Et cela continue ensuite. À cinq ans, l’on est censé savoir se tenir sur un pied. Une fois terminé la première ou deuxième primaire, on doit pouvoir lire et écrire. La fin des secondaires doit représenter le passage à l’âge adulte. Et mieux vaut les achever à 18 ans, sans avoir doubler. Vers vingt-trois ans, il faut trouver un travail, se créer une situation confortable. À vingt cinq ans, on est censé être en couple et commencer à envisager les principes de bébé/vie commune. Si à trente-cinq ans l’on n’a ni l’un ni l’autre, c’est d’ailleurs plus que suspect. Symbolique de déboire social.

Le bon timing


Ainsi s’accumulent les dominos des conventions. L’un en entraînant l’autre à sa suite vers une lignée de vie standardisée. Tel un jeu vidéo, où chaque mission achevée entraîne le plaisir de l’accomplissement. Nous sommes conditionnés à être fiers d’avoir suivi le bon timing, voire pour les plus émérites, de l’avoir surpassé. En une compétition du non-sens contre les autres et nous-mêmes, dont la ligne d’arrivée ne mène absolument nulle part. Qui en effet, une fois que vous êtes adulte, s’inquiète de l’âge auquel vous avez su lacer vos chaussures? Ou de celui ou vous avez pour la première fois mangé une panade? Qui se tracasse que vous ayez mis quatre ans au lieu de trois pour ce bachelier? Et rencontré l’amour de votre vie passé 30 ans?

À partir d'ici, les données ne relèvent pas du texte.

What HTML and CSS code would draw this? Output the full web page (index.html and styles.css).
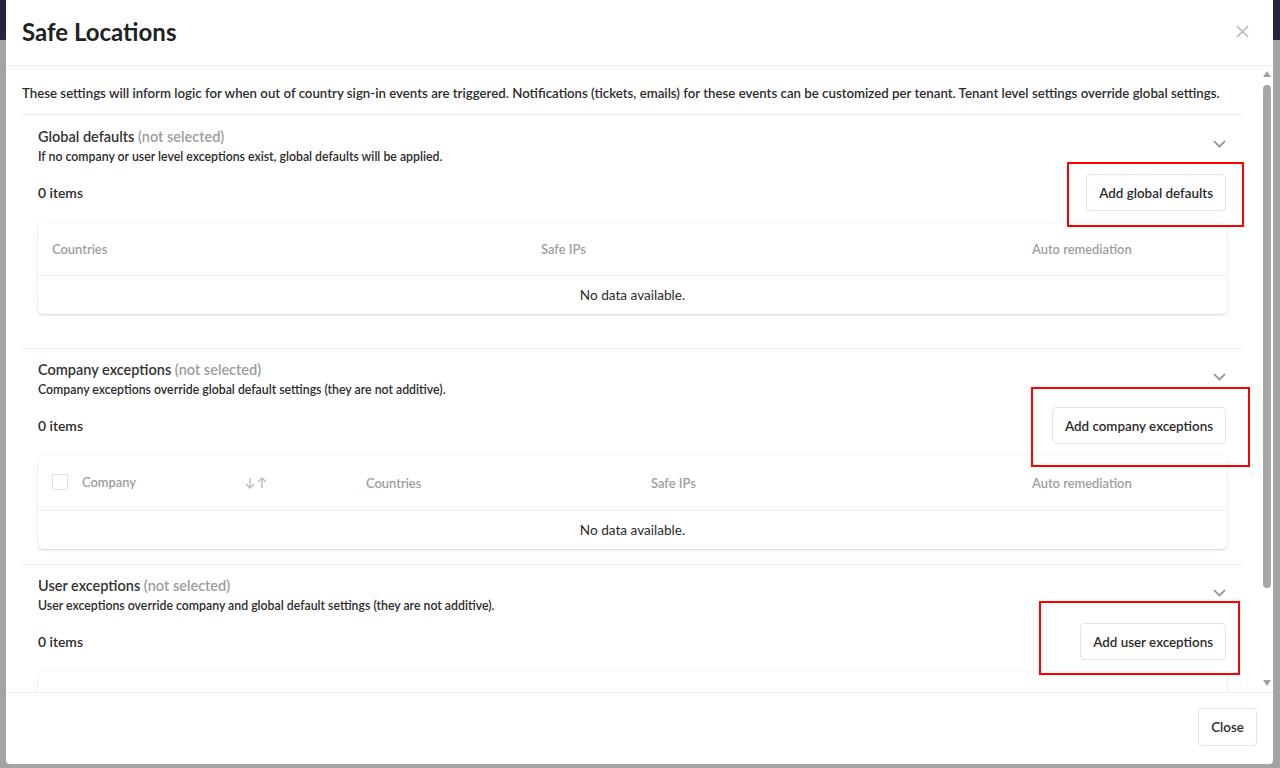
FILE: index.html
```html
<!DOCTYPE html>
<html lang="en">
<head>
  <meta charset="UTF-8" />
  <title>Safe Locations</title>
  <link rel="stylesheet" href="styles.css">
</head>
<body>
  <div class="backdrop">
    <div class="modal">
      <!-- Header -->
      <div class="modal-header">
        <h2>Safe Locations</h2>
        <button class="icon-close" aria-label="Close">
          <svg width="13" height="13" viewBox="0 0 13 13"><path d="M1 1L12 12M12 1L1 12" stroke="#b4b4b4" stroke-width="1.5" fill="none"/></svg>
        </button>
      </div>

      <div class="modal-main">
        <div class="modal-body">
          <p class="intro">These settings will inform logic for when out of country sign-in events are triggered. Notifications (tickets, emails) for these events can be customized per tenant. Tenant level settings override global settings.</p>

          <!-- Global defaults -->
          <section class="panel panel-first">
            <div class="panel-head">
              <div>
                <h3>Global defaults <span class="muted">(not selected)</span></h3>
                <p class="hint">If no company or user level exceptions exist, global defaults will be applied.</p>
              </div>
              <svg class="chevron" width="13" height="8" viewBox="0 0 13 8"><path d="M1 1L6.5 6.5L12 1" stroke="#8a8a8a" stroke-width="1.6" fill="none"/></svg>
            </div>
            <div class="panel-bar">
              <span class="count">0 items</span>
              <div class="action">
                <button class="btn">Add global defaults</button>
                <span class="mark mark-global"></span>
              </div>
            </div>
            <div class="table-card">
              <div class="row row-head cols-global">
                <div class="cell">Countries</div>
                <div class="cell">Safe IPs</div>
                <div class="cell">Auto remediation</div>
              </div>
              <div class="row-empty">No data available.</div>
            </div>
          </section>

          <!-- Company exceptions -->
          <section class="panel">
            <div class="panel-head">
              <div>
                <h3>Company exceptions <span class="muted">(not selected)</span></h3>
                <p class="hint">Company exceptions override global default settings (they are not additive).</p>
              </div>
              <svg class="chevron" width="13" height="8" viewBox="0 0 13 8"><path d="M1 1L6.5 6.5L12 1" stroke="#8a8a8a" stroke-width="1.6" fill="none"/></svg>
            </div>
            <div class="panel-bar">
              <span class="count">0 items</span>
              <div class="action">
                <button class="btn">Add company exceptions</button>
                <span class="mark mark-company"></span>
              </div>
            </div>
            <div class="table-card">
              <div class="row row-head cols-company">
                <div class="cell"><span class="checkbox"></span></div>
                <div class="cell cell-sort">
                  <span class="company-label">Company</span>
                  <svg class="sort" width="24" height="12" viewBox="0 0 24 12"><path d="M6 1V11M2 7L6 11L10 7M18 11V1M14 5L18 1L22 5" stroke="#bdbdbd" stroke-width="1.5" fill="none"/></svg>
                </div>
                <div class="cell">Countries</div>
                <div class="cell">Safe IPs</div>
                <div class="cell">Auto remediation</div>
              </div>
              <div class="row-empty">No data available.</div>
            </div>
          </section>

          <!-- User exceptions (table scrolled below the fold) -->
          <section class="panel">
            <div class="panel-head">
              <div>
                <h3>User exceptions <span class="muted">(not selected)</span></h3>
                <p class="hint">User exceptions override company and global default settings (they are not additive).</p>
              </div>
              <svg class="chevron" width="13" height="8" viewBox="0 0 13 8"><path d="M1 1L6.5 6.5L12 1" stroke="#8a8a8a" stroke-width="1.6" fill="none"/></svg>
            </div>
            <div class="panel-bar">
              <span class="count">0 items</span>
              <div class="action">
                <button class="btn">Add user exceptions</button>
                <span class="mark mark-user"></span>
              </div>
            </div>
            <div class="table-card table-placeholder"></div>
          </section>
        </div>

        <!-- Scrollbar -->
        <div class="scrollbar">
          <svg width="8" height="6" viewBox="0 0 8 6"><path d="M4 0L8 6H0z" fill="#a0a0a0"/></svg>
          <div class="scroll-thumb"></div>
          <svg class="scroll-down" width="8" height="6" viewBox="0 0 8 6"><path d="M0 0H8L4 6z" fill="#a0a0a0"/></svg>
        </div>
      </div>

      <!-- Footer -->
      <div class="modal-footer">
        <button class="btn btn-close">Close</button>
      </div>
    </div>
  </div>
</body>
</html>
```

FILE: styles.css
```css
body {
  margin: 0;
  font-family: Lato, "Noto Sans", sans-serif;
  color: #2b2b2b;
  background-color: #a4a4a4;
  overflow: hidden;
}

.backdrop {
  height: 768px;
  box-sizing: border-box;
  padding: 0 7px 4px 6px;
  background: linear-gradient(#26243f 0, #26243f 40px, #a4a4a4 40px);
}

.modal {
  height: 764px;
  background-color: #fff;
  border-radius: 0 0 4px 4px;
  display: flex;
  flex-direction: column;
}

.modal-header {
  flex: none;
  height: 66px;
  box-sizing: border-box;
  padding: 0 24px 3px 16px;
  border-bottom: 1px solid #ececf4;
  display: flex;
  align-items: center;
  justify-content: space-between;
}

.modal-header h2 {
  margin: 0;
  font-size: 24px;
  font-weight: 700;
  color: #222;
}

.icon-close {
  border: none;
  background: none;
  padding: 0;
  display: flex;
  cursor: pointer;
}

.modal-main {
  flex: 1;
  min-height: 0;
  display: flex;
}

.modal-body {
  flex: 1;
  overflow: hidden;
  padding: 0 18px 0 16px;
}

.scrollbar {
  flex: none;
  width: 12px;
  padding: 5px 0 6px;
  box-sizing: border-box;
  display: flex;
  flex-direction: column;
  align-items: center;
}

.scroll-thumb {
  width: 8px;
  height: 503px;
  margin-top: 8px;
  border-radius: 4px;
  background-color: #a6a6a6;
}

.scroll-down {
  margin-top: auto;
}

.intro {
  margin: 0;
  padding: 19px 0 13px;
  font-size: 13.25px;
  line-height: 16px;
  font-weight: 600;
  white-space: nowrap;
  border-bottom: 1px solid #ececf4;
}

.panel {
  padding: 12px 16px 15px;
  border-bottom: 1px solid #ececf4;
}

.panel-first {
  padding-top: 13px;
  padding-bottom: 34px;
}

.panel-head {
  display: flex;
  justify-content: space-between;
  align-items: flex-start;
}

.panel-head h3 {
  margin: 0;
  font-size: 14.5px;
  line-height: 18px;
  font-weight: 600;
  color: #333;
}

.muted {
  color: #9c9c9c;
}

.hint {
  margin: 4px 0 0;
  font-size: 12.3px;
  line-height: 14px;
  font-weight: 600;
  color: #2b2b2b;
}

.chevron {
  margin-top: 12px;
  margin-right: 1px;
}

.panel-bar {
  margin-top: 10px;
  display: flex;
  justify-content: space-between;
  align-items: center;
}

.count {
  font-size: 13.9px;
  font-weight: 600;
}

.action {
  position: relative;
  margin-right: 1px;
}

.btn {
  height: 37px;
  padding: 0 12px;
  border: 1px solid #e3e3ec;
  border-radius: 4px;
  background-color: #fff;
  font-family: inherit;
  font-size: 13.4px;
  font-weight: 600;
  color: #2b2b2b;
  cursor: pointer;
}

.mark {
  position: absolute;
  border: 2px solid #ff0000;
  pointer-events: none;
}

.mark-global {
  left: -19px;
  right: -18px;
  top: -12px;
  bottom: -16px;
}

.mark-company {
  left: -21px;
  right: -24px;
  top: -20px;
  bottom: -23px;
}

.mark-user {
  left: -41px;
  right: -14px;
  top: -22px;
  bottom: -15px;
}

.table-card {
  margin-top: 12px;
  border-radius: 5px;
  background-color: #fff;
  box-shadow: 0 1px 2px rgba(0, 0, 0, 0.16), 0 0 8px rgba(0, 0, 0, 0.04);
}

.table-placeholder {
  height: 92px;
}

.row {
  display: grid;
  align-items: center;
}

.row-head {
  height: 52px;
  border-bottom: 1px solid #f0f0f4;
  font-size: 12.9px;
  font-weight: 600;
  color: #9e9e9e;
}

.cols-global {
  grid-template-columns: 489px 491px 1fr;
}

.cols-company {
  grid-template-columns: 30px 284px 285px 381px 1fr;
  height: 54px;
}

.cell {
  padding-left: 14px;
  display: flex;
  align-items: center;
}

.cell-sort {
  justify-content: space-between;
  padding-right: 84px;
}

.company-label {
  margin-top: -3px;
}

.checkbox {
  width: 14px;
  height: 14px;
  border: 1px solid #e0e0e8;
  border-radius: 2px;
  margin-top: -2px;
}

.row-empty {
  height: 38px;
  display: flex;
  align-items: center;
  justify-content: center;
  font-size: 13.6px;
  color: #2b2b2b;
}

.modal-footer {
  flex: none;
  height: 72px;
  box-sizing: border-box;
  border-top: 1px solid #ececf4;
  padding: 15px 16px 0 0;
  display: flex;
  justify-content: flex-end;
  align-items: flex-start;
}

.btn-close {
  height: 38px;
  width: 59px;
  padding: 0;
}
```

C’est la question fondamentale. À qui diable rendons-nous des comptes?

À personne. À tout le monde. Au monde. À ces attentes qui se transmettent presque génétiquement. Aux inquiétudes de nos parents de ne pas nous voir grandir comme il faudrait. De faillir à faire de nous des êtres réussis. À nos professeurs, nos proches, notre entourage, ou l’inconnu du trottoir d’en face. À tous ceux dont on pense qu’ils nous jugent à l’aune de leur propre succès sur cette échelle de valeurs. À nous-mêmes aussi, lancés depuis les premiers pas sur ce tableau statistique de vie.

Et si le temps de cinq minutes, on changeait les règles? À la manière d’un Monopoly dont on réécrirait les noms des rues et où on n’achèterait plus des hôtels et des maisons mais des feuilles et des nuages? Si on dressait notre propre Produit Intérieur Brut? Un PIB qui ne se mesure pas en argent mais en richesse personnelle, et dont la monnaie est unique et propre à chacun? Un indice de bonheur totalement subjectif, de réussite à être soi, à être en accord avec soi.

Choisir que le monde soit autre chose qu’un immense bulletin de cotations. Qu’une fiche horaire où l’on ne peut que finir par arriver en retard. Autre chose que des murs qui nous contraignent.